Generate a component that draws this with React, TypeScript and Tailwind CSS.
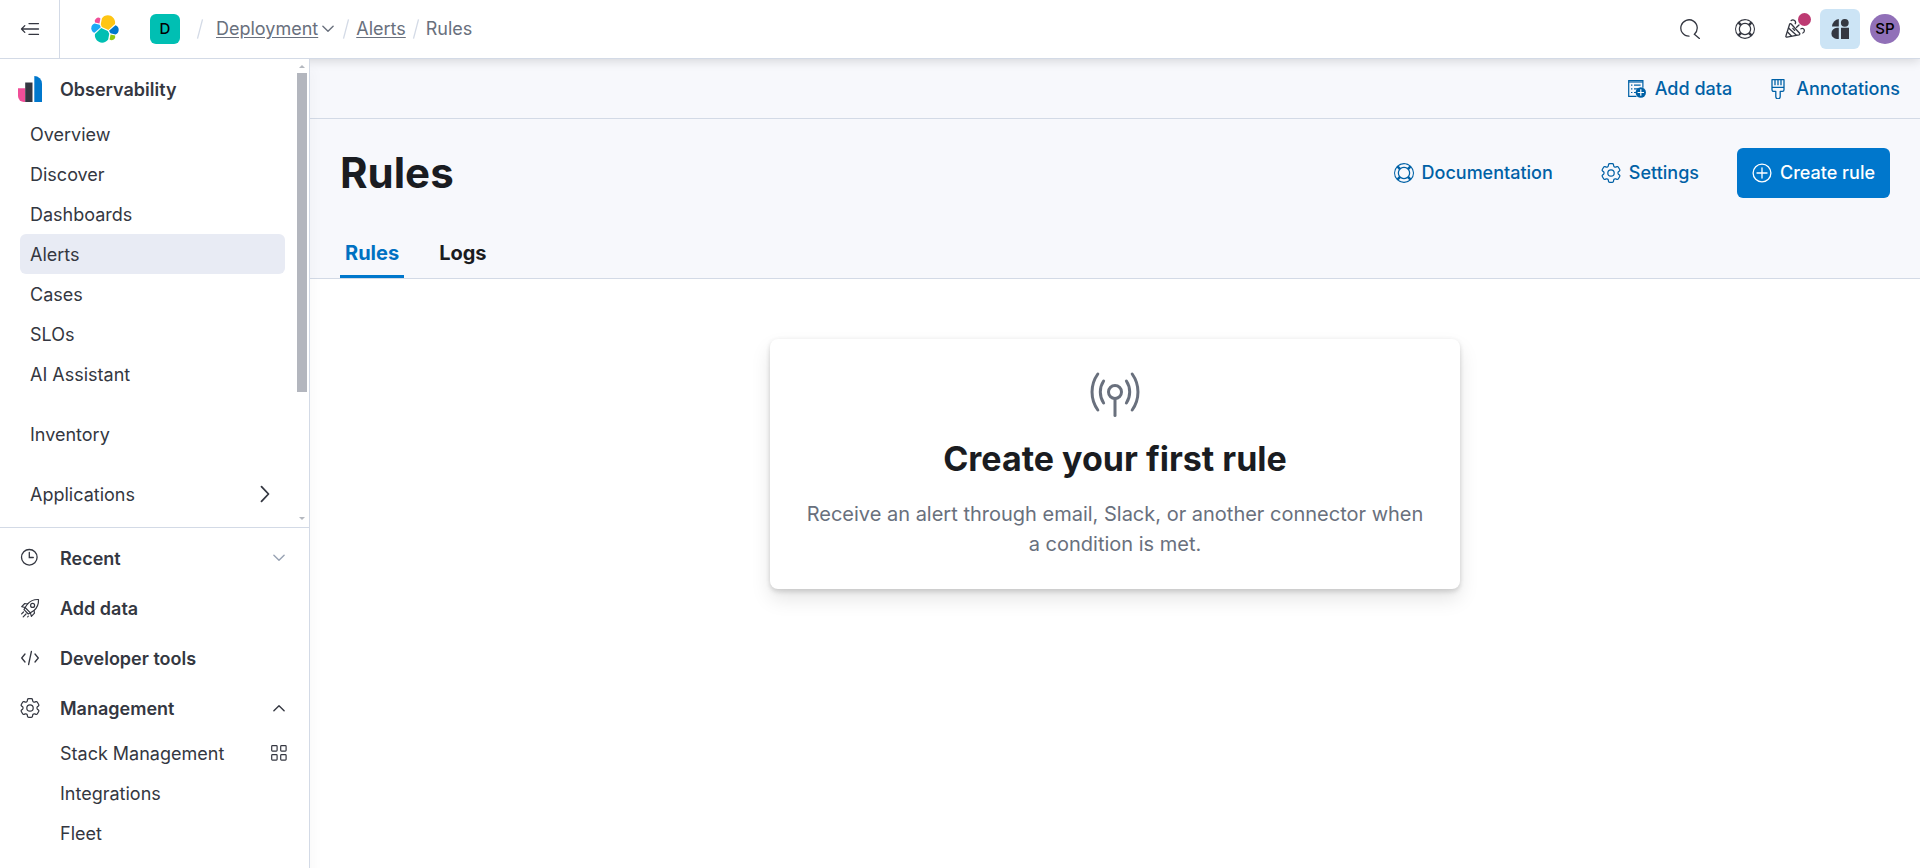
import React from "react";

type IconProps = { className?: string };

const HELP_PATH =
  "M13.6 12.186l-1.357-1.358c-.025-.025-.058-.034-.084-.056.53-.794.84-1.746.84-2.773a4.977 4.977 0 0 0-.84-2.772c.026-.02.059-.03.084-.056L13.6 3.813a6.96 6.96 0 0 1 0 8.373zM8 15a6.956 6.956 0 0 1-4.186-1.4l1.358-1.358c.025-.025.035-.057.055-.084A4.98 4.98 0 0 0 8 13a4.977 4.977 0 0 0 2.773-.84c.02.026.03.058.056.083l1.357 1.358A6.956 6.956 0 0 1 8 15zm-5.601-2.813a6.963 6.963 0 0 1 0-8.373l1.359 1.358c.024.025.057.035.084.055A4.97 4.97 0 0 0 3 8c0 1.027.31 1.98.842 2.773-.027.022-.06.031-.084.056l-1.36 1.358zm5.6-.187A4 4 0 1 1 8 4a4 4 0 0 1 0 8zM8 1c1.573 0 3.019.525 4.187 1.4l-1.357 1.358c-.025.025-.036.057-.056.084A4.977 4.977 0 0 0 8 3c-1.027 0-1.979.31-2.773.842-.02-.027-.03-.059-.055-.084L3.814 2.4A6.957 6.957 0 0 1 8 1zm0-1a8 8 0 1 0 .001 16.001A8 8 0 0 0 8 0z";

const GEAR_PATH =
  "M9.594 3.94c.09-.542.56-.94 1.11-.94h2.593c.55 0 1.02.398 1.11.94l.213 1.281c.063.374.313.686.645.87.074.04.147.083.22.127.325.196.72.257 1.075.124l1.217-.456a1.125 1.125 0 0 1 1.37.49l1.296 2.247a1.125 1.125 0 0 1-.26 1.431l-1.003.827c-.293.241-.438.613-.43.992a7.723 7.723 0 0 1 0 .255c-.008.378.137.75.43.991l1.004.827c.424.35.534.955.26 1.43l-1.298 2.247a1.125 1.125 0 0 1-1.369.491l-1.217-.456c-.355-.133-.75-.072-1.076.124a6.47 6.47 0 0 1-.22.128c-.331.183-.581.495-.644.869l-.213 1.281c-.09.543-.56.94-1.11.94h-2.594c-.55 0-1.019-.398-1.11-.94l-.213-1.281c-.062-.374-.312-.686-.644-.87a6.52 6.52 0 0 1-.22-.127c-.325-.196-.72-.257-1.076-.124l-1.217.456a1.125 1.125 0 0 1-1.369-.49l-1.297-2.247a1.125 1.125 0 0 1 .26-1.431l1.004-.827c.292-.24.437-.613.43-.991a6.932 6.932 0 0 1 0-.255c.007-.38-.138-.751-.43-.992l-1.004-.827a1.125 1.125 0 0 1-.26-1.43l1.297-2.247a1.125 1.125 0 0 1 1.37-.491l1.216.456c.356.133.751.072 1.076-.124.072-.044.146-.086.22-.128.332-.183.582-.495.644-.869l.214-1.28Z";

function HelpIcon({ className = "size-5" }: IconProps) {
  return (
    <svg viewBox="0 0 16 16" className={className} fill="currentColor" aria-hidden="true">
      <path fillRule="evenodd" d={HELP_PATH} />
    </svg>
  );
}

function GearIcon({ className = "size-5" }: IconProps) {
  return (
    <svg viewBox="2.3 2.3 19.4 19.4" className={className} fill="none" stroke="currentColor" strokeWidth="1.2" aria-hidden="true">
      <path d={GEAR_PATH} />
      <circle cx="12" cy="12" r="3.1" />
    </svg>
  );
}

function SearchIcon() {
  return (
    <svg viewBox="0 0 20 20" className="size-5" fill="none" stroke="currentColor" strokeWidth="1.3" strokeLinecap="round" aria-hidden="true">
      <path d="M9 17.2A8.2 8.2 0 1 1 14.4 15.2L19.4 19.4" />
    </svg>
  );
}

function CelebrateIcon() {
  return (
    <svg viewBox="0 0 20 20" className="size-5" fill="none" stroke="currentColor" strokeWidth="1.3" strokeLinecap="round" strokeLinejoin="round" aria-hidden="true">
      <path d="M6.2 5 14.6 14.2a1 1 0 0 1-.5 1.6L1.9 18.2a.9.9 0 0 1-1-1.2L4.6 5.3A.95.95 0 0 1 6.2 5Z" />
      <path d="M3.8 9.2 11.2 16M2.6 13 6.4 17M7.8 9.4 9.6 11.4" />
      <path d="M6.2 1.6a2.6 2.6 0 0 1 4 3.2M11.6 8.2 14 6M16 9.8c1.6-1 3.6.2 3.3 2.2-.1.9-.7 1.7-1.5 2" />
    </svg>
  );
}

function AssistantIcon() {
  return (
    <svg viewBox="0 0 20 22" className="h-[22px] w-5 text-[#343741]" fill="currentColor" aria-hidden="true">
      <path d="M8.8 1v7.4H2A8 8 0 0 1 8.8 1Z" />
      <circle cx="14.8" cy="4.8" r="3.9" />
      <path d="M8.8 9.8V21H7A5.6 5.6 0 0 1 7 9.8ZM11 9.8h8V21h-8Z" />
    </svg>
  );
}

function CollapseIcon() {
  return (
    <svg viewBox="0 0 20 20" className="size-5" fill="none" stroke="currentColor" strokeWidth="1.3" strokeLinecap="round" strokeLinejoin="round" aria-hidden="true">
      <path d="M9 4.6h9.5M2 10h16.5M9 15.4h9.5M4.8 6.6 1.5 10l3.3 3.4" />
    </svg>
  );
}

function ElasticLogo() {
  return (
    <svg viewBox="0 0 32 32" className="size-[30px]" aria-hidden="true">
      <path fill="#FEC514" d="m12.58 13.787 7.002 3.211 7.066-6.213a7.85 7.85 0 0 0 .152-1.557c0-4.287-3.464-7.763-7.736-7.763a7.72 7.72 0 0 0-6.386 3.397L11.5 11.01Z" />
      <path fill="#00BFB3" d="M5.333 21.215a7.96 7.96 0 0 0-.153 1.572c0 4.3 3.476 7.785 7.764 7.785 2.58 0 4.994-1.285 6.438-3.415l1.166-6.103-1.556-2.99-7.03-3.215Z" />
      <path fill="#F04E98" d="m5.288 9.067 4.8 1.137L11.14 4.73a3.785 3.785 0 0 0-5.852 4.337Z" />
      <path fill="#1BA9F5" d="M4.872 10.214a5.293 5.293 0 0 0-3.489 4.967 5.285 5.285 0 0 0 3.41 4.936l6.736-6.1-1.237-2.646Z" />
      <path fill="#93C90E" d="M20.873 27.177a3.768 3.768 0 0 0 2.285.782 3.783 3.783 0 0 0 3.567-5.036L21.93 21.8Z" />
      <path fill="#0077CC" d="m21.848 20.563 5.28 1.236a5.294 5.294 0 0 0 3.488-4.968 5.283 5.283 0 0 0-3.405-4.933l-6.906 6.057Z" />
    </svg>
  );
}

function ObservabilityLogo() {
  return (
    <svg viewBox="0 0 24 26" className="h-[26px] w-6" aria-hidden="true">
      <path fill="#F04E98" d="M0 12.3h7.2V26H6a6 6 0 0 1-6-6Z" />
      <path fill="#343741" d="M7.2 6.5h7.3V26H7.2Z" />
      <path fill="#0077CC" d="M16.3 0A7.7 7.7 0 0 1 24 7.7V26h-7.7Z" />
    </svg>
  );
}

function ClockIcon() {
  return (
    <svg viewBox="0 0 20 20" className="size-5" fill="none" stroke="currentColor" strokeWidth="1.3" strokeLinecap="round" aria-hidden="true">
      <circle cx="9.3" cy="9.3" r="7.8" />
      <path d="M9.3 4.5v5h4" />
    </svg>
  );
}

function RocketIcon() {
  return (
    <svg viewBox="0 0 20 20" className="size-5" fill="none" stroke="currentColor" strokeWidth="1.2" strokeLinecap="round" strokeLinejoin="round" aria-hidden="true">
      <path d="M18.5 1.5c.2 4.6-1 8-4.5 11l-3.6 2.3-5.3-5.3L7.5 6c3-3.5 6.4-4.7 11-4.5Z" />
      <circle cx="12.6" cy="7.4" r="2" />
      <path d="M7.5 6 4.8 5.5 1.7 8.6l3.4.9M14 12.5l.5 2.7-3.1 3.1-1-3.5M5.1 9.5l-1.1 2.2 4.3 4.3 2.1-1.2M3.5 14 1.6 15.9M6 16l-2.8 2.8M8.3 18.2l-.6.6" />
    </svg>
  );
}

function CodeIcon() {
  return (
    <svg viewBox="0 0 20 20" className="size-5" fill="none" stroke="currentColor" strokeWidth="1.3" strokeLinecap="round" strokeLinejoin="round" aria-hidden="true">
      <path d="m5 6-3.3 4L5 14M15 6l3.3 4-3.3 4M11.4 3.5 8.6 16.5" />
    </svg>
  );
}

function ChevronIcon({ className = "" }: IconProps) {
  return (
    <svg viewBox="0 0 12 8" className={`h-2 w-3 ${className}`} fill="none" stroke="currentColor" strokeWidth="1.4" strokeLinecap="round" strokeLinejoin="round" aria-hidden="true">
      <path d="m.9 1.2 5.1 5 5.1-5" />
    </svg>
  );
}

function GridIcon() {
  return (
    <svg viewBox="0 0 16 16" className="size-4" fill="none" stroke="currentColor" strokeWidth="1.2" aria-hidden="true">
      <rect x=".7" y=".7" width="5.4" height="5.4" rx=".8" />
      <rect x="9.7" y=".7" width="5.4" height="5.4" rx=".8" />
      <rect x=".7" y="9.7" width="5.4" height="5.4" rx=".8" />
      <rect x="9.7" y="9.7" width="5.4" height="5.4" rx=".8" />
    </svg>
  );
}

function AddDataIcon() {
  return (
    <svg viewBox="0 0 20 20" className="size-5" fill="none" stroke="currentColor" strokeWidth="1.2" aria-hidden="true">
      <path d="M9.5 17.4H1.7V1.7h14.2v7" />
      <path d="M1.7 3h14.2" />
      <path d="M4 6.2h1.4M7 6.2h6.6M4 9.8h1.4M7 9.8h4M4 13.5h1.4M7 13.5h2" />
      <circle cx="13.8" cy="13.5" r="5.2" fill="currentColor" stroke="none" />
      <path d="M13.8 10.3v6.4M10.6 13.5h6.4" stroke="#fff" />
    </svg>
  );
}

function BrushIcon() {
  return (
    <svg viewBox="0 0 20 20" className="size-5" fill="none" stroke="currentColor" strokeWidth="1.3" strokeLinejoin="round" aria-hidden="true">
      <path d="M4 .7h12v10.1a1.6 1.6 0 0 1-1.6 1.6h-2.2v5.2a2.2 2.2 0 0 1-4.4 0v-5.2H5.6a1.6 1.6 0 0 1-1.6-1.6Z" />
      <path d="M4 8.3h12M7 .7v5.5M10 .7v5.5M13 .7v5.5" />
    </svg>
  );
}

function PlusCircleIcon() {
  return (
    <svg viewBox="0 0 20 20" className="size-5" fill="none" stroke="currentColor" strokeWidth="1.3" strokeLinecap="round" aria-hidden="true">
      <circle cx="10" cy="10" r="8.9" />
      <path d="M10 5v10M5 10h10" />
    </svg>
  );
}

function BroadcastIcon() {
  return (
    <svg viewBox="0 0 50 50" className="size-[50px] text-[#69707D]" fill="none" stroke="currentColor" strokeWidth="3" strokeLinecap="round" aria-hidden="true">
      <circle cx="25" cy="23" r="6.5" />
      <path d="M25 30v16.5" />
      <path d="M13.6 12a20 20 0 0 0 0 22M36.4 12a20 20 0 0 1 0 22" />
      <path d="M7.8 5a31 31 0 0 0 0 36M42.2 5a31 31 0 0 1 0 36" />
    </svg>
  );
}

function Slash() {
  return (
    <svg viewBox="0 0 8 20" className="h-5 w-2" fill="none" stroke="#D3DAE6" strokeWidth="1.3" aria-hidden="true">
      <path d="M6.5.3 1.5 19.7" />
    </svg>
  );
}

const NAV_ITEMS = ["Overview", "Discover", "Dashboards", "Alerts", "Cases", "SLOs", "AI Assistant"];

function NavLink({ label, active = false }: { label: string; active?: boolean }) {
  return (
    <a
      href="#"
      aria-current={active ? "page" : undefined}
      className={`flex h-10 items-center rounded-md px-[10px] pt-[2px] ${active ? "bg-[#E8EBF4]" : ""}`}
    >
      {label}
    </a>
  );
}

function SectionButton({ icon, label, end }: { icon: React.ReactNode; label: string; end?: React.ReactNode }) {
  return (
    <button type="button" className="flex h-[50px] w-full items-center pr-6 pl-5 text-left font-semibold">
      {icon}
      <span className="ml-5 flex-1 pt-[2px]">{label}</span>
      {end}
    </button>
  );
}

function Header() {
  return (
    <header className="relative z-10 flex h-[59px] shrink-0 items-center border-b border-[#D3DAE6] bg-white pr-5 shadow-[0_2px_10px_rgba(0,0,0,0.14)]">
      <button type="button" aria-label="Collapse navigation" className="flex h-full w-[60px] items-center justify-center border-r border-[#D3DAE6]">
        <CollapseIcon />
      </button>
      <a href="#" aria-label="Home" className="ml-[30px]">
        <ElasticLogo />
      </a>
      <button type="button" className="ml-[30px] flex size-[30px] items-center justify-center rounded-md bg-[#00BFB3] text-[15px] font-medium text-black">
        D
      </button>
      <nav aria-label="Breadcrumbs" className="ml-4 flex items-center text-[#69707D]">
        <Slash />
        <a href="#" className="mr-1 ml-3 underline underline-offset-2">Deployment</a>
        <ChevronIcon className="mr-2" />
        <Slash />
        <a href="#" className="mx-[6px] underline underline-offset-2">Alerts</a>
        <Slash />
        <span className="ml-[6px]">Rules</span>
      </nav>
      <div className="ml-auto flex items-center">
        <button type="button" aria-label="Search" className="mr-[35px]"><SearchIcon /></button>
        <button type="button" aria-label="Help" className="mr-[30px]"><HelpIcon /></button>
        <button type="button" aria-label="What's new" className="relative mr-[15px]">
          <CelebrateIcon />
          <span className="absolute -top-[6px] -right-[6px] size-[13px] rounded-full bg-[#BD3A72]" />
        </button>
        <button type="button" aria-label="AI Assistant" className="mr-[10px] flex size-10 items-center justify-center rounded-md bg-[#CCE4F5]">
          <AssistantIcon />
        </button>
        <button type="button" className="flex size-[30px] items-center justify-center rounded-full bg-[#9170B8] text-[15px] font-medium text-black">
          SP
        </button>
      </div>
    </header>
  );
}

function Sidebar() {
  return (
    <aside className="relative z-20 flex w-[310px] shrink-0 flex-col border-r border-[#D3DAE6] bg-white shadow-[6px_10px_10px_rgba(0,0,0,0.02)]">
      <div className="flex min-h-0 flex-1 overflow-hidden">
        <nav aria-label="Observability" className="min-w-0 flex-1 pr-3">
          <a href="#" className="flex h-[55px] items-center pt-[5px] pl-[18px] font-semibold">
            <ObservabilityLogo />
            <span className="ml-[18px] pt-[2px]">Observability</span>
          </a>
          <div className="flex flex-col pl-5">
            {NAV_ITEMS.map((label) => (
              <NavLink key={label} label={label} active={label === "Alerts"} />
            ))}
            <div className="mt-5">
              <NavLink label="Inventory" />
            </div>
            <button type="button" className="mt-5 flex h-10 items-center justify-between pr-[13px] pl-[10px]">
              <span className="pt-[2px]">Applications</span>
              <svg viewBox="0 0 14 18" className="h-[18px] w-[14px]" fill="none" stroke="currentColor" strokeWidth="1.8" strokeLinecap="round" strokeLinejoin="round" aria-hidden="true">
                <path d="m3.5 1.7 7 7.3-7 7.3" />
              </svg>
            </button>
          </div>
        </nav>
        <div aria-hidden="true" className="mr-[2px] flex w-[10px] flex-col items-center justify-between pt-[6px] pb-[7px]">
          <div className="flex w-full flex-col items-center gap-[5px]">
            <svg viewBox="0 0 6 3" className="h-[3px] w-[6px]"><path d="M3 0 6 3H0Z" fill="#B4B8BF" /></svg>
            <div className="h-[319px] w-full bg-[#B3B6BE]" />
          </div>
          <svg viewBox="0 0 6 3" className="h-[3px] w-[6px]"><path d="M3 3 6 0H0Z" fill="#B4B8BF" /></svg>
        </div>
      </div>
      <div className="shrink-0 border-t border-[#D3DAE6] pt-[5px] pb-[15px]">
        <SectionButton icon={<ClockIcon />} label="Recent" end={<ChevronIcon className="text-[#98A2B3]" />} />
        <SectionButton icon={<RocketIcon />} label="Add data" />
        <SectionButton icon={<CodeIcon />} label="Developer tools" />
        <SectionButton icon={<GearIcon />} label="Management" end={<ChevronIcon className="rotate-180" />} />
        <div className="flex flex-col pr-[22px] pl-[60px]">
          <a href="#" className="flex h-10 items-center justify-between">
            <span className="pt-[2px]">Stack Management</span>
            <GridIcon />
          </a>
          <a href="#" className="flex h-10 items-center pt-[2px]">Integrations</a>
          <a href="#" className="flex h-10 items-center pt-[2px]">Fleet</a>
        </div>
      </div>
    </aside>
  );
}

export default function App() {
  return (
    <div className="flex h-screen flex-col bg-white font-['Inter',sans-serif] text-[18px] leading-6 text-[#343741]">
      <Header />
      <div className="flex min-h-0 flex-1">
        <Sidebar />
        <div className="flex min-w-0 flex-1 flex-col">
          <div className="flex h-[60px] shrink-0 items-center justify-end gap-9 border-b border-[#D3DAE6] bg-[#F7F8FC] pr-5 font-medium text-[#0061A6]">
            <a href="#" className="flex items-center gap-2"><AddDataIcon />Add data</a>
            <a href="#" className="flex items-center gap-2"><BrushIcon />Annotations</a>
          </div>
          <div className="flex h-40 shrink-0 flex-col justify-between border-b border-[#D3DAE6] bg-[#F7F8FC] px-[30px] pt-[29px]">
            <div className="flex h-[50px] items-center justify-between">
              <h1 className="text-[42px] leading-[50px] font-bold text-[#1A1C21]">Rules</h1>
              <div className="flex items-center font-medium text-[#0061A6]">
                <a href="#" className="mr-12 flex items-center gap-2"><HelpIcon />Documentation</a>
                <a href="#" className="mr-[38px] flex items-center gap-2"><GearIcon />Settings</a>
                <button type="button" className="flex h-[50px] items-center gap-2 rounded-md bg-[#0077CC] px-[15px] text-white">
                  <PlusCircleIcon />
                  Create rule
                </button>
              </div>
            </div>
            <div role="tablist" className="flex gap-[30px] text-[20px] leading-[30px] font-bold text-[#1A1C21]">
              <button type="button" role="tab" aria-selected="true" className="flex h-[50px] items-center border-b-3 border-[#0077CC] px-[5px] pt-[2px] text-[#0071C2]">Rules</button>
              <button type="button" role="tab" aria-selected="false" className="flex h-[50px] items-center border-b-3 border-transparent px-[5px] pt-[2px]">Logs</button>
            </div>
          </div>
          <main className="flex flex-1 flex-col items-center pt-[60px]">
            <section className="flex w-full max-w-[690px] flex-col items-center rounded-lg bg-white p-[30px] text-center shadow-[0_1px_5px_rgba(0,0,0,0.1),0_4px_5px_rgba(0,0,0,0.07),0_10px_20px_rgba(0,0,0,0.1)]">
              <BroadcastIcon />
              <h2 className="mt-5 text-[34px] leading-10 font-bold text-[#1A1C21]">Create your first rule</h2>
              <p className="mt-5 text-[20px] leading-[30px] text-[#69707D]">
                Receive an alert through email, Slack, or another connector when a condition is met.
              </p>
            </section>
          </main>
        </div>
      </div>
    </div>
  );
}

## Description of the task:
Write out nothing but the lines from the start of the data through the line with "0 0 0-.84-2.772c.026-.02.059-.03.084-.056L13.6". Leave out the pictures.

## Task answer:
Generate a component that draws this with React, TypeScript and Tailwind CSS.
import React from "react";

type IconProps = { className?: string };

const HELP_PATH =
  "M13.6 12.186l-1.357-1.358c-.025-.025-.058-.034-.084-.056.53-.794.84-1.746.84-2.773a4.977 4.977 0 0 0-.84-2.772c.026-.02.059-.03.084-.056L13.6 3.813a6.96 6.96 0 0 1 0 8.373zM8 15a6.956 6.956 0 0 1-4.186-1.4l1.358-1.358c.025-.025.035-.057.055-.084A4.98 4.98 0 0 0 8 13a4.977 4.977 0 0 0 2.773-.84c.02.026.03.058.056.083l1.357 1.358A6.956 6.956 0 0 1 8 15zm-5.601-2.813a6.963 6.963 0 0 1 0-8.373l1.359 1.358c.024.025.057.035.084.055A4.97 4.97 0 0 0 3 8c0 1.027.31 1.98.842 2.773-.027.022-.06.031-.084.056l-1.36 1.358zm5.6-.187A4 4 0 1 1 8 4a4 4 0 0 1 0 8zM8 1c1.573 0 3.019.525 4.187 1.4l-1.357 1.358c-.025.025-.036.057-.056.084A4.977 4.977 0 0 0 8 3c-1.027 0-1.979.31-2.773.842-.02-.027-.03-.059-.055-.084L3.814 2.4A6.957 6.957 0 0 1 8 1zm0-1a8 8 0 1 0 .001 16.001A8 8 0 0 0 8 0z";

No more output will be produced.